GIVEN MATERIAL =>
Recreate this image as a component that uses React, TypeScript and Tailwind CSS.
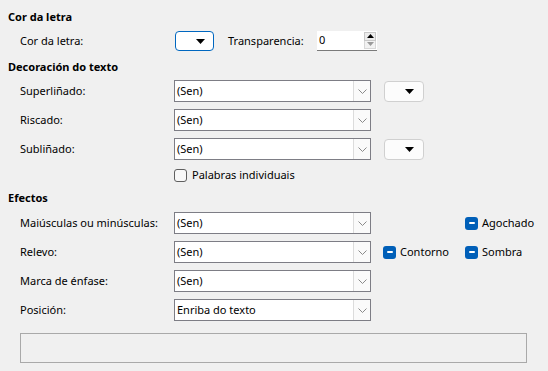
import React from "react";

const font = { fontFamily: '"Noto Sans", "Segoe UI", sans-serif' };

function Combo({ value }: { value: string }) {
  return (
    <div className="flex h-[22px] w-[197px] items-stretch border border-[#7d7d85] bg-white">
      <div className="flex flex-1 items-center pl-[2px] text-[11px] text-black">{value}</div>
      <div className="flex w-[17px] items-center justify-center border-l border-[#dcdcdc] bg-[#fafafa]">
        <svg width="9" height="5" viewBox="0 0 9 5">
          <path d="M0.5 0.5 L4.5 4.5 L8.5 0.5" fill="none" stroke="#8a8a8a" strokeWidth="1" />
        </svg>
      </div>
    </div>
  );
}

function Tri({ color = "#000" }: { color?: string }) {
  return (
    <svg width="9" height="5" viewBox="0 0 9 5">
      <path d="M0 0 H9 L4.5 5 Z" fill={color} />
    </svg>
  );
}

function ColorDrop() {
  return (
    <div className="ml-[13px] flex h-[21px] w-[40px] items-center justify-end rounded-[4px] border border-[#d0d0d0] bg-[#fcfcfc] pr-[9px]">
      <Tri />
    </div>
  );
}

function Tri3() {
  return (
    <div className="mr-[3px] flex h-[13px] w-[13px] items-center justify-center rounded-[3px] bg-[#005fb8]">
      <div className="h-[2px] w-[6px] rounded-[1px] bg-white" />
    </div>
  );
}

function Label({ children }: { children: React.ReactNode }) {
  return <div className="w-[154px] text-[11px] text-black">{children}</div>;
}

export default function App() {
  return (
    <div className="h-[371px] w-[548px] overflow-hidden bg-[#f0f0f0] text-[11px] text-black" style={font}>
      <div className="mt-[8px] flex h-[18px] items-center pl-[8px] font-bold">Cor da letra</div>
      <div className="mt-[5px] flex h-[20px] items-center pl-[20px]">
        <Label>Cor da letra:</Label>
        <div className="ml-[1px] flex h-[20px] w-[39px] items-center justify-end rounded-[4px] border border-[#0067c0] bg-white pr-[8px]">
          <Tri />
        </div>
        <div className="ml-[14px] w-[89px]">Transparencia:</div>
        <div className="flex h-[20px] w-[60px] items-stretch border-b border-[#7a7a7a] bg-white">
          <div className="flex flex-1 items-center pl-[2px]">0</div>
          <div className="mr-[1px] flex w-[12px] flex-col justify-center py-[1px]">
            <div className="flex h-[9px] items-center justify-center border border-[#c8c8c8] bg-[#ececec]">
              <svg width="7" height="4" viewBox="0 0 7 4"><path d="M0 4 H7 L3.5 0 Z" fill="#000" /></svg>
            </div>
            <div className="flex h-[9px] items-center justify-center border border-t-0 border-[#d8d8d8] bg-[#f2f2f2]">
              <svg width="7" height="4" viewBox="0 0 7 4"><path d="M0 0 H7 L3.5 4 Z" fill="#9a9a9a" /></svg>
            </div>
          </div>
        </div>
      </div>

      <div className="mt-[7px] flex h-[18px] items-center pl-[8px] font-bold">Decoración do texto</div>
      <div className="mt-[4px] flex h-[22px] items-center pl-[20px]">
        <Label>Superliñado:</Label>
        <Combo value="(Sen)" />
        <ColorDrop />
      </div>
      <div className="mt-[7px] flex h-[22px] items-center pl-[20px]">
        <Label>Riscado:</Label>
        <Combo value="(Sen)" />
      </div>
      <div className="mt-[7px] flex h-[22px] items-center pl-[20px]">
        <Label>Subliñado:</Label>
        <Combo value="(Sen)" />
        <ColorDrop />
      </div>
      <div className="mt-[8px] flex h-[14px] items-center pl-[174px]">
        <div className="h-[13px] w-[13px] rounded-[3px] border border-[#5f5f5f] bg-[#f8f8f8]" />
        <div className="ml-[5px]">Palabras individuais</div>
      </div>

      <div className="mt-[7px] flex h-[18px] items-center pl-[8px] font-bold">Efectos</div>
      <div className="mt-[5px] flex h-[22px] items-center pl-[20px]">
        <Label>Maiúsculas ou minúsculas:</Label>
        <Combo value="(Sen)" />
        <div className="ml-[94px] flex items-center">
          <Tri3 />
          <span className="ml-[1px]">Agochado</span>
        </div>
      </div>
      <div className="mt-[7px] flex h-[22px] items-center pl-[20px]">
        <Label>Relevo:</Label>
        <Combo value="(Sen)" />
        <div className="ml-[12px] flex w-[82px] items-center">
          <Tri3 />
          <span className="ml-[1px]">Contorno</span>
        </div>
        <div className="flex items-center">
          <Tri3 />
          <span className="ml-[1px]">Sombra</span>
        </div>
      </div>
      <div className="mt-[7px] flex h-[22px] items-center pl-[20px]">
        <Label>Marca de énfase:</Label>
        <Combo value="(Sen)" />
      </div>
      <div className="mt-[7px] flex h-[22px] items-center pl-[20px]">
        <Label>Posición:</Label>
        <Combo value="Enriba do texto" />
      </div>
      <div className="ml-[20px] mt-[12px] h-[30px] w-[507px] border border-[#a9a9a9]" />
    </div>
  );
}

PROBLEM =>
Set every line down exactly as written, leaving each picture out.

EXERCISE RESPONSE =>
Recreate this image as a component that uses React, TypeScript and Tailwind CSS.
import React from "react";

const font = { fontFamily: '"Noto Sans", "Segoe UI", sans-serif' };

function Combo({ value }: { value: string }) {
  return (
    <div className="flex h-[22px] w-[197px] items-stretch border border-[#7d7d85] bg-white">
      <div className="flex flex-1 items-center pl-[2px] text-[11px] text-black">{value}</div>
      <div className="flex w-[17px] items-center justify-center border-l border-[#dcdcdc] bg-[#fafafa]">
        <svg width="9" height="5" viewBox="0 0 9 5">
          <path d="M0.5 0.5 L4.5 4.5 L8.5 0.5" fill="none" stroke="#8a8a8a" strokeWidth="1" />
        </svg>
      </div>
    </div>
  );
}

function Tri({ color = "#000" }: { color?: string }) {
  return (
    <svg width="9" height="5" viewBox="0 0 9 5">
      <path d="M0 0 H9 L4.5 5 Z" fill={color} />
    </svg>
  );
}

function ColorDrop() {
  return (
    <div className="ml-[13px] flex h-[21px] w-[40px] items-center justify-end rounded-[4px] border border-[#d0d0d0] bg-[#fcfcfc] pr-[9px]">
      <Tri />
    </div>
  );
}

function Tri3() {
  return (
    <div className="mr-[3px] flex h-[13px] w-[13px] items-center justify-center rounded-[3px] bg-[#005fb8]">
      <div className="h-[2px] w-[6px] rounded-[1px] bg-white" />
    </div>
  );
}

function Label({ children }: { children: React.ReactNode }) {
  return <div className="w-[154px] text-[11px] text-black">{children}</div>;
}

export default function App() {
  return (
    <div className="h-[371px] w-[548px] overflow-hidden bg-[#f0f0f0] text-[11px] text-black" style={font}>
      <div className="mt-[8px] flex h-[18px] items-center pl-[8px] font-bold">Cor da letra</div>
      <div className="mt-[5px] flex h-[20px] items-center pl-[20px]">
        <Label>Cor da letra:</Label>
        <div className="ml-[1px] flex h-[20px] w-[39px] items-center justify-end rounded-[4px] border border-[#0067c0] bg-white pr-[8px]">
          <Tri />
        </div>
        <div className="ml-[14px] w-[89px]">Transparencia:</div>
        <div className="flex h-[20px] w-[60px] items-stretch border-b border-[#7a7a7a] bg-white">
          <div className="flex flex-1 items-center pl-[2px]">0</div>
          <div className="mr-[1px] flex w-[12px] flex-col justify-center py-[1px]">
            <div className="flex h-[9px] items-center justify-center border border-[#c8c8c8] bg-[#ececec]">
              <svg width="7" height="4" viewBox="0 0 7 4"><path d="M0 4 H7 L3.5 0 Z" fill="#000" /></svg>
            </div>
            <div className="flex h-[9px] items-center justify-center border border-t-0 border-[#d8d8d8] bg-[#f2f2f2]">
              <svg width="7" height="4" viewBox="0 0 7 4"><path d="M0 0 H7 L3.5 4 Z" fill="#9a9a9a" /></svg>
            </div>
          </div>
        </div>
      </div>

      <div className="mt-[7px] flex h-[18px] items-center pl-[8px] font-bold">Decoración do texto</div>
      <div className="mt-[4px] flex h-[22px] items-center pl-[20px]">
        <Label>Superliñado:</Label>
        <Combo value="(Sen)" />
        <ColorDrop />
      </div>
      <div className="mt-[7px] flex h-[22px] items-center pl-[20px]">
        <Label>Riscado:</Label>
        <Combo value="(Sen)" />
      </div>
      <div className="mt-[7px] flex h-[22px] items-center pl-[20px]">
        <Label>Subliñado:</Label>
        <Combo value="(Sen)" />
        <ColorDrop />
      </div>
      <div className="mt-[8px] flex h-[14px] items-center pl-[174px]">
        <div className="h-[13px] w-[13px] rounded-[3px] border border-[#5f5f5f] bg-[#f8f8f8]" />
        <div className="ml-[5px]">Palabras individuais</div>
      </div>

      <div className="mt-[7px] flex h-[18px] items-center pl-[8px] font-bold">Efectos</div>
      <div className="mt-[5px] flex h-[22px] items-center pl-[20px]">
        <Label>Maiúsculas ou minúsculas:</Label>
        <Combo value="(Sen)" />
        <div className="ml-[94px] flex items-center">
          <Tri3 />
          <span className="ml-[1px]">Agochado</span>
        </div>
      </div>
      <div className="mt-[7px] flex h-[22px] items-center pl-[20px]">
        <Label>Relevo:</Label>
        <Combo value="(Sen)" />
        <div className="ml-[12px] flex w-[82px] items-center">
          <Tri3 />
          <span className="ml-[1px]">Contorno</span>
        </div>
        <div className="flex items-center">
          <Tri3 />
          <span className="ml-[1px]">Sombra</span>
        </div>
      </div>
      <div className="mt-[7px] flex h-[22px] items-center pl-[20px]">
        <Label>Marca de énfase:</Label>
        <Combo value="(Sen)" />
      </div>
      <div className="mt-[7px] flex h-[22px] items-center pl-[20px]">
        <Label>Posición:</Label>
        <Combo value="Enriba do texto" />
      </div>
      <div className="ml-[20px] mt-[12px] h-[30px] w-[507px] border border-[#a9a9a9]" />
    </div>
  );
}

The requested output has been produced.